Stress Response and Tolerance of Zea mays to CeO2 Nanoparticles: Cross Talk among H2O2, Heat Shock Protein, and Lipid Peroxidation

The rapid development of nanotechnology will inevitably release nanoparticles (NPs) into the environment with unidentified consequences. In addition, the potential toxicity of CeO2 NPs to plants and the possible transfer into the food chain are still unknown. Corn plants (Zea mays) were germinated and grown in soil treated with CeO2 NPs at 400 or 800 mg/kg.
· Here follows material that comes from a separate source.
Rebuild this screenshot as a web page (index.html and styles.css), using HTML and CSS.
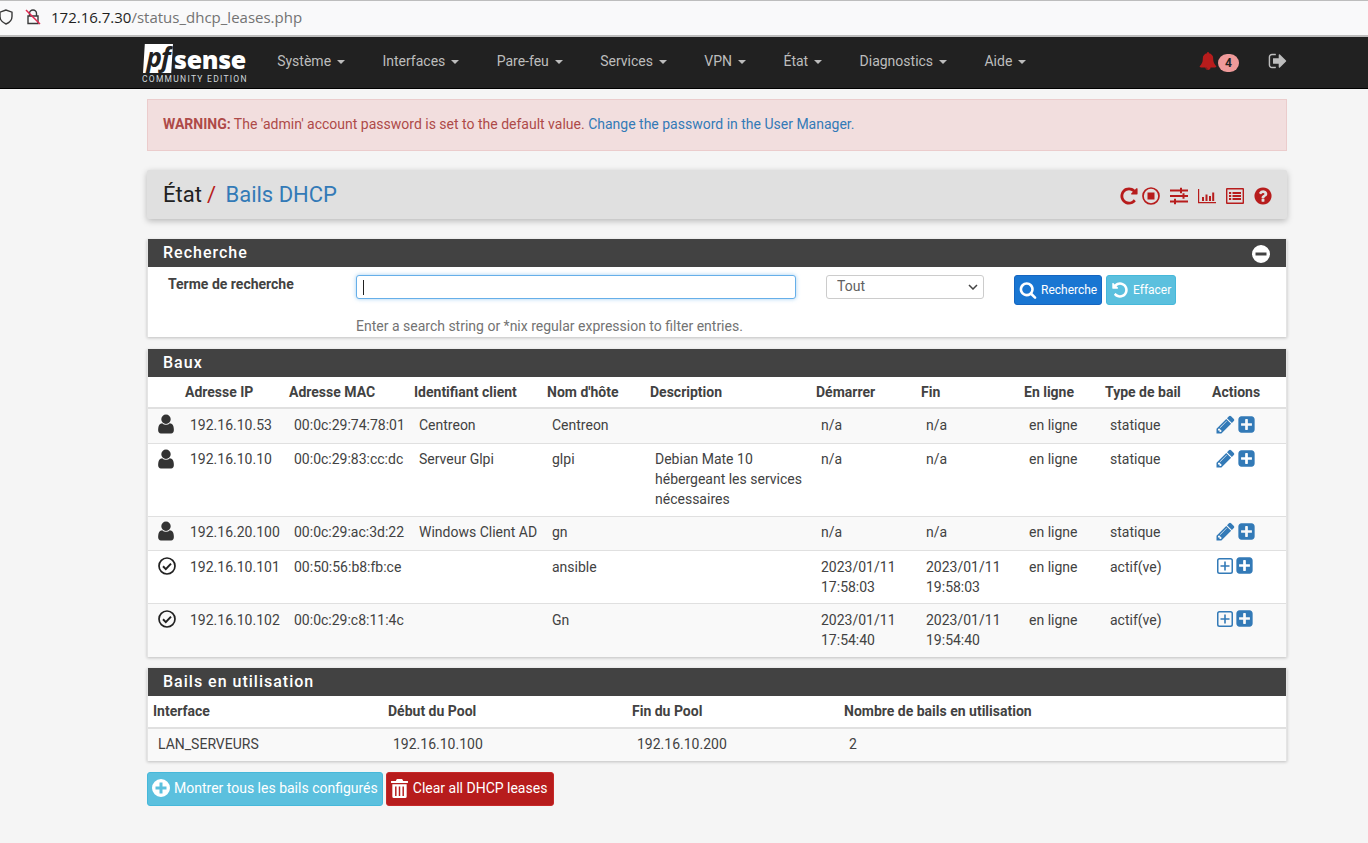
FILE: index.html
```html
<!DOCTYPE html>
<html lang="fr">
<head>
<meta charset="utf-8">
<title>pfSense - État: Bails DHCP</title>
<link rel="stylesheet" href="styles.css">
</head>
<body>
<svg class="sprite" xmlns="http://www.w3.org/2000/svg">
  <symbol id="i-search" viewBox="0 0 1792 1792"><path d="M1216 832q0-185-131.500-316.500t-316.500-131.500-316.500 131.500-131.500 316.500 131.500 316.500 316.500 131.500 316.500-131.500 131.500-316.500zm512 832q0 52-38 90t-90 38q-54 0-90-38l-343-342q-179 124-399 124-143 0-273.500-55.500t-225-150-150-225-55.500-273.500 55.500-273.500 150-225 225-150 273.500-55.500 273.500 55.500 225 150 150 225 55.500 273.500q0 220-124 399l343 343q37 37 37 90z"/></symbol>
  <symbol id="i-user" viewBox="0 0 1792 1792"><path d="M1536 1399q0 109-62.500 187t-150.500 78h-854q-88 0-150.500-78t-62.500-187q0-85 8.500-160.500t31.500-152 58.500-131 94-89 134.500-34.500q131 128 313 128t313-128q76 0 134.500 34.500t94 89 58.500 131 31.500 152 8.500 160.500zm-256-887q0 159-112.500 271.500t-271.500 112.500-271.500-112.500-112.500-271.500 112.500-271.500 271.500-112.500 271.500 112.500 112.500 271.500z"/></symbol>
  <symbol id="i-pencil" viewBox="0 0 1792 1792"><path d="M491 1536l91-91-235-235-91 91v107h128v128h107zm523-928q0-22-22-22-10 0-17 7l-542 542q-7 7-7 17 0 22 22 22 10 0 17-7l542-542q7-7 7-17zm-54-192l416 416-832 832h-416v-416zm683 96q0 53-37 90l-166 166-416-416 166-165q36-38 90-38 53 0 91 38l235 234q37 39 37 91z"/></symbol>
  <symbol id="i-plus-square" viewBox="0 0 1792 1792"><path d="M1408 960v-128q0-26-19-45t-45-19h-320v-320q0-26-19-45t-45-19h-128q-26 0-45 19t-19 45v320h-320q-26 0-45 19t-19 45v128q0 26 19 45t45 19h320v320q0 26 19 45t45 19h128q26 0 45-19t19-45v-320h320q26 0 45-19t19-45zm256-544v960q0 119-84.500 203.500t-203.500 84.500h-960q-119 0-203.500-84.500t-84.500-203.500v-960q0-119 84.500-203.500t203.500-84.500h960q119 0 203.500 84.500t84.500 203.500z"/></symbol>
  <symbol id="i-plus-square-o" viewBox="0 0 16 16"><path d="M2.500 0h11A2.500 2.500 0 0 1 16 2.500v11a2.500 2.500 0 0 1-2.500 2.500h-11A2.500 2.500 0 0 1 0 13.500v-11A2.500 2.500 0 0 1 2.500 0zm0 1.500a1 1 0 0 0-1 1v11a1 1 0 0 0 1 1h11a1 1 0 0 0 1-1v-11a1 1 0 0 0-1-1zM7.200 3.500h1.600v3.700h3.700v1.600H8.800v3.700H7.200V8.800H3.500V7.200h3.700z"/></symbol>
  <symbol id="i-check" viewBox="0 0 18 18"><circle cx="9" cy="9" r="8" fill="none" stroke="currentColor" stroke-width="1.700"/><path d="M5 9.300l2.800 2.800L13 6.600" fill="none" stroke="currentColor" stroke-width="2"/></symbol>
  <symbol id="i-bell" viewBox="0 0 1792 1792"><path d="M912 1696q0-16-16-16-59 0-101.500-42.500t-42.500-101.500q0-16-16-16t-16 16q0 73 51.500 124.500t124.500 51.500q16 0 16-16zm816-288q0 52-38 90t-90 38h-448q0 106-75 181t-181 75-181-75-75-181h-448q-52 0-90-38t-38-90q50-42 91-88t85-119.500 74.500-158.500 50-206 19.500-260q0-152 117-282.500t307-158.500q-8-19-8-39 0-40 28-68t68-28 68 28 28 68q0 20-8 39 190 28 307 158.500t117 282.500q0 139 19.500 260t50 206 74.500 158.500 85 119.500 91 88z"/></symbol>
  <symbol id="i-signout" viewBox="0 0 1792 1792"><path d="M704 1440q0 4 1 20t.5 26.500-3 23.500-10 19.500-20.500 6.500h-320q-119 0-203.500-84.500t-84.500-203.500v-704q0-119 84.500-203.500t203.500-84.500h320q13 0 22.500 9.500t9.500 22.500q0 4 1 20t.5 26.500-3 23.500-10 19.500-20.500 6.500h-320q-66 0-113 47t-47 113v704q0 66 47 113t113 47h312l11.500 1 11.500 3 8 5.500 7 9 2 13.500zm928-544q0 26-19 45l-544 544q-19 19-45 19t-45-19-19-45v-288h-448q-26 0-45-19t-19-45v-384q0-26 19-45t45-19h448v-288q0-26 19-45t45-19 45 19l544 544q19 19 19 45z"/></symbol>
  <symbol id="i-question" viewBox="0 0 1792 1792"><path d="M1024 1376v-192q0-14-9-23t-23-9h-192q-14 0-23 9t-9 23v192q0 14 9 23t23 9h192q14 0 23-9t9-23zm256-672q0-88-55.500-163t-138.500-116-170-41q-243 0-371 213-15 24 8 42l132 100q7 6 19 6 16 0 25-12 53-68 86-92 34-24 86-24 48 0 85.500 26t37.500 59q0 38-20 61t-68 45q-63 28-115.500 86.500t-52.500 125.500v36q0 14 9 23t23 9h192q14 0 23-9t9-23q0-19 21.500-49.500t54.500-49.500q32-18 49-28.500t46-35 44.500-48 28-60.500 12.500-81zm384 192q0 209-103 385.500t-279.500 279.500-385.500 103-385.500-103-279.500-279.500-103-385.500 103-385.500 279.500-279.500 385.500-103 385.500 103 279.500 279.500 103 385.500z"/></symbol>
  <symbol id="i-repeat" viewBox="0 0 1792 1792"><path d="M1664 256v448q0 26-19 45t-45 19h-448q-42 0-59-40-17-39 14-69l138-138q-148-137-349-137-104 0-198.500 40.500t-163.500 109.500-109.500 163.500-40.500 198.500 40.500 198.500 109.500 163.500 163.500 109.500 198.500 40.500q119 0 225-52t179-147q7-10 23-12 14 0 25 9l137 138q9 8 9.500 20.500t-7.500 22.500q-109 132-264 204.500t-327 72.500q-156 0-298-61t-245-164-164-245-61-298 61-298 164-245 245-164 298-61q147 0 284.500 55.500t244.500 156.500l130-129q29-31 70-14 39 17 39 59z"/></symbol>
  <symbol id="i-undo" viewBox="0 0 1792 1792"><path d="M1664 896q0 156-61 298t-164 245-245 164-298 61q-172 0-327-72.500t-264-204.500q-7-10-6.500-22.500t8.500-20.500l137-138q10-9 25-9 16 2 23 12 73 95 179 147t225 52q104 0 198.500-40.500t163.500-109.500 109.500-163.500 40.500-198.500-40.500-198.500-109.500-163.500-163.500-109.500-198.500-40.500q-98 0-188 35.500t-160 101.500l137 138q31 30 14 69-17 40-59 40h-448q-26 0-45-19t-19-45v-448q0-42 40-59 39-17 69 14l130 129q107-101 244.500-156.500t284.500-55.500q156 0 298 61t245 164 164 245 61 298z"/></symbol>
  <symbol id="i-stop" viewBox="0 0 18 18"><circle cx="9" cy="9" r="8" fill="none" stroke="currentColor" stroke-width="1.700"/><rect x="5.500" y="5.500" width="7" height="7" fill="currentColor"/></symbol>
  <symbol id="i-sliders" viewBox="0 0 18 18"><path d="M0 2.500h18v2H0zM0 8h18v2H0zM0 13.500h18v2H0zM10 .8h2v5.400h-2zM12.500 6.300h2v5.400h-2zM4 11.800h2v5.400H4z"/></symbol>
  <symbol id="i-chart" viewBox="0 0 18 18"><path d="M0 2h1.200v13H18v1.200H0zM4 10h2v4H4zM7.500 7.500h2V14h-2zM11 9h2v5h-2zM14.200 5.500h2V14h-2z"/></symbol>
  <symbol id="i-list" viewBox="0 0 18 18"><path d="M1 1h16a1 1 0 0 1 1 1v14a1 1 0 0 1-1 1H1a1 1 0 0 1-1-1V2a1 1 0 0 1 1-1zm.4 1.500v13h15.200v-13zM3 5h2.200v2H3zM3 8h2.200v2H3zM3 11h2.200v2H3zM6.500 5H15v2H6.500zM6.500 8H15v2H6.500zM6.500 11H15v2H6.500z"/></symbol>
  <symbol id="i-trash" viewBox="0 0 16 18"><path d="M5.500 0h5l1 2H16v1.800H0V2h4.500zM1.200 5h13.600v11.500a1.500 1.500 0 0 1-1.500 1.500H2.700a1.500 1.500 0 0 1-1.500-1.500zm2.600 2v9h1.400V7zm3.500 0v9h1.400V7zm3.500 0v9h1.400V7z"/></symbol>
  <symbol id="i-minus-circle" viewBox="0 0 18 18"><path d="M9 0a9 9 0 1 1 0 18A9 9 0 0 1 9 0zM3.500 7.500v3h11v-3z"/></symbol>
  <symbol id="i-plus-circle" viewBox="0 0 18 18"><path d="M9 0a9 9 0 1 1 0 18A9 9 0 0 1 9 0zM7.500 3.500v4h-4v3h4v4h3v-4h4v-3h-4v-4z"/></symbol>
</svg>

<div class="urlbar">
  <svg class="shield" viewBox="0 0 14 16"><path d="M7 1L1 3.200v4.300C1 11 3.500 13.600 7 15c3.500-1.400 6-4 6-7.500V3.200z" fill="none" stroke="#3a3a3a" stroke-width="1.400"/></svg>
  <svg class="lock" viewBox="0 0 16 16"><path d="M4.500 7V4.500a3.500 3.500 0 0 1 7 0V7M3 7h10v7.500H3z" fill="none" stroke="#3a3a3a" stroke-width="1.400"/><path d="M1 1l14 14" stroke="#e22850" stroke-width="1.500"/></svg>
  <span class="url"><span class="host">172.16.7.30</span>/status_dhcp_leases.php</span>
</div>

<nav class="navbar">
  <a class="brand">
    <span class="brand-top"><span class="brand-pf">pf</span><span class="brand-sense">sense</span></span>
    <span class="brand-sub">COMMUNITY EDITION</span>
  </a>
  <ul class="menu">
    <li>Système<span class="caret"></span></li>
    <li>Interfaces<span class="caret"></span></li>
    <li>Pare-feu<span class="caret"></span></li>
    <li>Services<span class="caret"></span></li>
    <li>VPN<span class="caret"></span></li>
    <li>État<span class="caret"></span></li>
    <li>Diagnostics<span class="caret"></span></li>
    <li>Aide<span class="caret"></span></li>
  </ul>
  <div class="nav-right">
    <svg class="ico bell"><use href="#i-bell"/></svg>
    <span class="badge">4</span>
    <svg class="ico signout"><use href="#i-signout"/></svg>
  </div>
</nav>

<main class="page">
  <div class="alert"><strong>WARNING:</strong> The 'admin' account password is set to the default value. <a>Change the password in the User Manager.</a></div>

  <header class="crumb">
    <h1><span class="crumb-root">État</span><span class="crumb-sep">/</span><a class="crumb-leaf">Bails DHCP</a></h1>
    <div class="crumb-icons">
      <svg class="ico c1"><use href="#i-repeat"/></svg>
      <svg class="ico c2"><use href="#i-stop"/></svg>
      <svg class="ico c3"><use href="#i-sliders"/></svg>
      <svg class="ico c4"><use href="#i-chart"/></svg>
      <svg class="ico c5"><use href="#i-list"/></svg>
      <svg class="ico c6"><use href="#i-question"/></svg>
    </div>
  </header>

  <section class="panel panel-search">
    <h2 class="panel-title">Recherche<svg class="ico collapse"><use href="#i-minus-circle"/></svg></h2>
    <div class="search-body">
      <div class="search-row">
        <label class="search-label">Terme de recherche</label>
        <div class="search-input"><span class="text-cursor"></span></div>
        <select class="search-select"><option>Tout</option></select>
        <button class="btn btn-primary"><svg class="ico b-ico"><use href="#i-search"/></svg>Recherche</button>
        <button class="btn btn-info"><svg class="ico b-ico"><use href="#i-undo"/></svg>Effacer</button>
      </div>
      <p class="help">Enter a search string or *nix regular expression to filter entries.</p>
    </div>
  </section>

  <section class="panel panel-leases">
    <h2 class="panel-title">Baux</h2>
    <table class="grid leases">
      <thead>
        <tr><th></th><th>Adresse IP</th><th>Adresse MAC</th><th>Identifiant client</th><th>Nom d'hôte</th><th>Description</th><th>Démarrer</th><th>Fin</th><th>En ligne</th><th>Type de bail</th><th>Actions</th></tr>
      </thead>
      <tbody>
        <tr>
          <td class="state"><svg class="ico st user"><use href="#i-user"/></svg></td>
          <td>192.16.10.53</td><td>00:0c:29:74:78:01</td><td>Centreon</td><td>Centreon</td><td></td><td>n/a</td><td>n/a</td><td>en ligne</td><td>statique</td>
          <td class="acts"><div class="acts-in"><svg class="ico pen"><use href="#i-pencil"/></svg><svg class="ico plus"><use href="#i-plus-square"/></svg></div></td>
        </tr>
        <tr>
          <td class="state"><svg class="ico st user"><use href="#i-user"/></svg></td>
          <td>192.16.10.10</td><td>00:0c:29:83:cc:dc</td><td>Serveur Glpi</td><td>glpi</td><td>Debian Mate 10 hébergeant les services nécessaires</td><td>n/a</td><td>n/a</td><td>en ligne</td><td>statique</td>
          <td class="acts"><div class="acts-in"><svg class="ico pen"><use href="#i-pencil"/></svg><svg class="ico plus"><use href="#i-plus-square"/></svg></div></td>
        </tr>
        <tr>
          <td class="state"><svg class="ico st user"><use href="#i-user"/></svg></td>
          <td>192.16.20.100</td><td>00:0c:29:ac:3d:22</td><td>Windows Client AD</td><td>gn</td><td></td><td>n/a</td><td>n/a</td><td>en ligne</td><td>statique</td>
          <td class="acts"><div class="acts-in"><svg class="ico pen"><use href="#i-pencil"/></svg><svg class="ico plus"><use href="#i-plus-square"/></svg></div></td>
        </tr>
        <tr>
          <td class="state"><svg class="ico st"><use href="#i-check"/></svg></td>
          <td>192.16.10.101</td><td>00:50:56:b8:fb:ce</td><td></td><td>ansible</td><td></td><td>2023/01/11 17:58:03</td><td>2023/01/11 19:58:03</td><td>en ligne</td><td>actif(ve)</td>
          <td class="acts"><div class="acts-in"><svg class="ico plus-o"><use href="#i-plus-square-o"/></svg><svg class="ico plus"><use href="#i-plus-square"/></svg></div></td>
        </tr>
        <tr>
          <td class="state"><svg class="ico st"><use href="#i-check"/></svg></td>
          <td>192.16.10.102</td><td>00:0c:29:c8:11:4c</td><td></td><td>Gn</td><td></td><td>2023/01/11 17:54:40</td><td>2023/01/11 19:54:40</td><td>en ligne</td><td>actif(ve)</td>
          <td class="acts"><div class="acts-in"><svg class="ico plus-o"><use href="#i-plus-square-o"/></svg><svg class="ico plus"><use href="#i-plus-square"/></svg></div></td>
        </tr>
      </tbody>
    </table>
  </section>

  <section class="panel panel-usage">
    <h2 class="panel-title">Bails en utilisation</h2>
    <table class="grid usage">
      <thead>
        <tr><th>Interface</th><th>Début du Pool</th><th>Fin du Pool</th><th>Nombre de bails en utilisation</th></tr>
      </thead>
      <tbody>
        <tr><td>LAN_SERVEURS</td><td>192.16.10.100</td><td>192.16.10.200</td><td>2</td></tr>
      </tbody>
    </table>
  </section>

  <div class="actions">
    <button class="btn btn-lg btn-info"><svg class="ico bl-ico"><use href="#i-plus-circle"/></svg>Montrer tous les bails configurés</button>
    <button class="btn btn-lg btn-danger"><svg class="ico bl-ico trash"><use href="#i-trash"/></svg>Clear all DHCP leases</button>
  </div>
</main>
</body>
</html>
```

FILE: styles.css
```css
* { box-sizing: border-box; }
html, body { margin: 0; padding: 0; }
body {
  background: #f5f5f5;
  color: #424242;
  font-family: Roboto, "Liberation Sans", sans-serif;
  font-size: 14px;
  line-height: 20px;
  overflow: hidden;
}
.sprite { display: none; }
.ico { display: block; fill: currentColor; flex: none; }

/* Browser address bar */
.urlbar {
  height: 37px;
  background: #f9f9fa;
  border-top: 1px solid #bdbdbd;
  border-bottom: 2px solid #bdbdbd;
  padding: 0 0 3px 0;
  display: flex;
  align-items: center;
}
.shield { width: 14px; height: 16px; margin-left: -1px; }
.lock { width: 16px; height: 16px; margin-left: 12px; }
.url {
  margin-left: 10px;
  font-family: "Open Sans", "Noto Sans", sans-serif;
  font-size: 15px;
  color: #737373;
}
.host { color: #1f1f1f; }

/* Top navigation */
.navbar {
  height: 52px;
  background: #212121;
  border-bottom: 1px solid #000;
  display: flex;
  align-items: center;
  padding-left: 142px;
}
.brand { width: 116.500px; display: flex; flex-direction: column; padding-top: 2px; }
.brand-top { display: flex; align-items: center; height: 30px; }
.brand-pf {
  width: 30px;
  height: 29px;
  margin-left: 1px;
  background: #fff;
  color: #212121;
  font: italic 700 26px/26px "Open Sans", sans-serif;
  text-align: center;
  clip-path: polygon(6% 0, 100% 0, 94% 100%, 0 100%);
  letter-spacing: -1px;
}
.brand-sense {
  font: 800 25px/30px "Open Sans", sans-serif;
  color: #fff;
  margin-left: 1px;
  letter-spacing: -.3px;
}
.brand-sub {
  font-size: 8.500px;
  line-height: 10px;
  letter-spacing: 1.270px;
  color: #cfd8dc;
  white-space: nowrap;
}
.menu {
  display: flex;
  list-style: none;
  margin: 0;
  padding: 0;
  color: #bdbdbd;
  position: relative;
  top: -2px;
}
.menu li { padding: 0 18.700px; white-space: nowrap; display: flex; align-items: center; }
.caret {
  width: 0;
  height: 0;
  margin-left: 6px;
  margin-top: 2px;
  border-top: 4px solid currentColor;
  border-left: 4px solid transparent;
  border-right: 4px solid transparent;
}
.nav-right { display: flex; align-items: center; margin-left: 154px; position: relative; top: -2px; }
.bell { width: 18px; height: 18px; color: #b71c1c; margin-right: 1px; }
.badge {
  width: 21px;
  height: 18px;
  border-radius: 9px;
  background: #ef9a9a;
  color: #212121;
  font-size: 12px;
  font-weight: 700;
  line-height: 18px;
  text-align: center;
  margin-top: 4px;
}
.signout { width: 20px; height: 20px; color: #bdbdbd; margin-left: 29px; }

/* Page */
.page { width: 1140px; margin-left: 147px; padding-top: 10px; }
.alert {
  height: 52px;
  background: #f2dede;
  border: 1px solid #ebcccc;
  color: #ae4a48;
  padding: 14px 15px;
  margin-bottom: 19px;
}
.alert a { color: #337ab7; }

.crumb {
  height: 49px;
  background: #e0e0e0;
  border-radius: 2px;
  box-shadow: 0 2px 6px rgba(0, 0, 0, .25);
  display: flex;
  align-items: center;
  justify-content: space-between;
  padding: 0 14px 0 16px;
  margin-bottom: 20px;
}
.crumb h1 { margin: 0; font-size: 22px; font-weight: 400; line-height: 28px; display: flex; color: #212121; }
.crumb-sep { color: #b71c1c; margin: 0 9.500px 0 5px; }
.crumb-leaf { color: #337ab7; }
.crumb-icons { display: flex; align-items: center; color: #b71c1c; padding-top: 2px; }
.c1 { width: 20px; height: 20px; }
.c2 { width: 18px; height: 18px; margin-left: 3px; }
.c3 { width: 18px; height: 18px; margin-left: 10px; }
.c4 { width: 18px; height: 18px; margin-left: 10px; }
.c5 { width: 18px; height: 18px; margin-left: 10px; }
.c6 { width: 20px; height: 20px; margin-left: 9px; }

.panel {
  background: #fff;
  border-left: 1px solid #e4e4e4;
  border-right: 1px solid #e4e4e4;
  box-shadow: 0 1px 3px rgba(0, 0, 0, .22);
}
.panel-title {
  height: 28px;
  margin: 0;
  padding: 0 16px 0 15px;
  background: #424242;
  color: #fff;
  font-size: 16px;
  font-weight: 500;
  line-height: 28px;
  letter-spacing: 1px;
  display: flex;
  align-items: center;
  justify-content: space-between;
}
.collapse { width: 18px; height: 18px; margin-top: 1px; }
.panel-search { height: 98px; margin-bottom: 12px; }
.panel-leases { margin-bottom: 11px; }
.panel-usage { margin-bottom: 11px; }

.search-body { padding: 8px 0 0 20px; }
.search-row { display: flex; align-items: flex-start; height: 30px; }
.search-label { width: 188px; font-weight: 700; line-height: 18px; color: #424242; }
.search-input {
  width: 440px;
  height: 24px;
  background: #fff;
  border: 1px solid #66afe9;
  border-radius: 3px;
  box-shadow: 0 0 4px rgba(102, 175, 233, .6);
  padding: 4px 6px;
}
.text-cursor { display: block; width: 1px; height: 15px; background: #212121; }
.search-select {
  width: 158px;
  height: 24px;
  margin-left: 30px;
  padding: 0 6px 2px 10px;
  background: #fff url("data:image/svg+xml,%3Csvg xmlns='http://www.w3.org/2000/svg' width='10' height='6'%3E%3Cpath d='M1 1l4 4 4-4' fill='none' stroke='%23444' stroke-width='1.500'/%3E%3C/svg%3E") no-repeat right 5px center;
  border: 1px solid #ccc;
  border-radius: 3px;
  color: #616161;
  font: 14px Roboto, sans-serif;
  appearance: none;
}
.btn {
  display: flex;
  align-items: center;
  height: 30px;
  border: 1px solid transparent;
  border-radius: 3px;
  color: #fff;
  font: 12px Roboto, sans-serif;
  padding: 0 4px;
  white-space: nowrap;
}
.b-ico { width: 18px; height: 18px; margin-right: 4px; }
.search-row .btn-primary { margin-left: 30px; width: 88px; }
.search-row .btn-info { margin-left: 4px; width: 70px; }
.btn-primary { background: #1976d2; border-color: #1565c0; }
.btn-info { background: #5bc0de; border-color: #46b8da; }
.btn-danger { background: #b71c1c; border-color: #c62828; }
.help { margin: 11px 0 0 188px; color: #737373; line-height: 20px; }

.grid { width: 100%; border-collapse: collapse; table-layout: fixed; }
.grid th {
  height: 31px;
  padding: 0;
  text-align: left;
  font-weight: 700;
  color: #424242;
  border-bottom: 2px solid #e0e0e0;
  white-space: nowrap;
}
.grid td { padding: 6.300px 5px; vertical-align: top; border-top: 1px solid #e0e0e0; }
.grid tbody tr:nth-child(odd) { background: #f9f9f9; }
.leases tbody td { padding-top: 5.300px; padding-bottom: 7.300px; }
.leases tbody tr:nth-child(1) td { padding-top: 6.300px; padding-bottom: 7.300px; }
.leases tbody tr:nth-child(2) td.state, .leases tbody tr:nth-child(2) td.acts { padding-top: 6.300px; padding-bottom: 6.300px; }
.leases tbody tr:nth-child(4) td { padding-top: 5.800px; padding-bottom: 6.800px; }
.leases th:nth-child(1) { width: 37px; }
.leases th:nth-child(2) { width: 104px; }
.leases th:nth-child(3) { width: 125px; }
.leases th:nth-child(4) { width: 133px; }
.leases th:nth-child(5) { width: 103px; }
.leases th:nth-child(6) { width: 166px; }
.leases th:nth-child(7) { width: 105px; }
.leases th:nth-child(8) { width: 103px; }
.leases th:nth-child(9) { width: 81px; }
.leases th:nth-child(10) { width: 107px; }
.grid td.state { padding-left: 10px; padding-right: 0; }
.st { width: 18px; height: 18px; color: #212121; }
.st.user { width: 22px; height: 22px; margin: -2px 0 -2px -3px; color: #333; }
.grid td.acts { padding-left: 3px; padding-right: 0; }
.acts-in { display: flex; align-items: flex-start; gap: .5px; }
.pen { width: 21px; height: 21px; color: #337ab7; margin-top: -1.500px; }
.plus { width: 19px; height: 19px; color: #337ab7; margin-top: -.5px; }
.plus-o { width: 16px; height: 16px; color: #337ab7; margin: 1px 1px 0 2px; }

.usage th { padding-left: 5px; height: 32px; }
.usage th:nth-child(1) { width: 235px; }
.usage th:nth-child(2) { width: 244px; }
.usage th:nth-child(3) { width: 212px; }
.usage td { padding: 5.300px 5px 6.300px 10px; }

.actions { display: flex; gap: 3px; }
.btn-lg { height: 34px; font-size: 14px; padding: 0 4px 1px; }
.btn-danger.btn-lg { padding-right: 6px; }
.bl-ico { width: 18px; height: 18px; margin-right: 4px; }
.bl-ico.trash { width: 17px; height: 19px; margin: 0 5px 0 0; }
```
Stress-related parameters, such as H2O2, catalase (CAT), and ascorbate peroxidase (APX) activity, heat shock protein 70 (HSP70), lipid peroxidation, cell death, and leaf gas exchange were analyzed at 10, 15, and 20 days post-germination. Confocal laser scanning microscopy was used to image H2O2 distribution in corn leaves. Results showed that the CeO2 NP treatments increased accumulation of H2O2, up to day 15, in phloem, xylem, bundle sheath cells and epidermal cells of shoots. The CAT and APX activities were also increased in the corn shoot, concomitant with the H2O2 levels. Both 400 and 800 mg/kg CeO2 NPs triggered the up-regulation of the HSP70 in roots, Indicating a systemic stress response. None of the CeO2 NPs increased the level of thiobarbituric acid reacting substances, Indicating that no lipid peroxidation occurred. CeO2 NPs, at both concentrations, did not induce Ion leakage in either roots or shoots, suggesting that membrane integrity was not compromised. Leaf net photosynthetic rate, transpiration, and stomatal conductance were not affected by CeO2 NPs. Our results suggest that the CAT, APX, and HSP70 might help the plants defend against CeO2 NP-induced oxidative injury and survive NP exposure.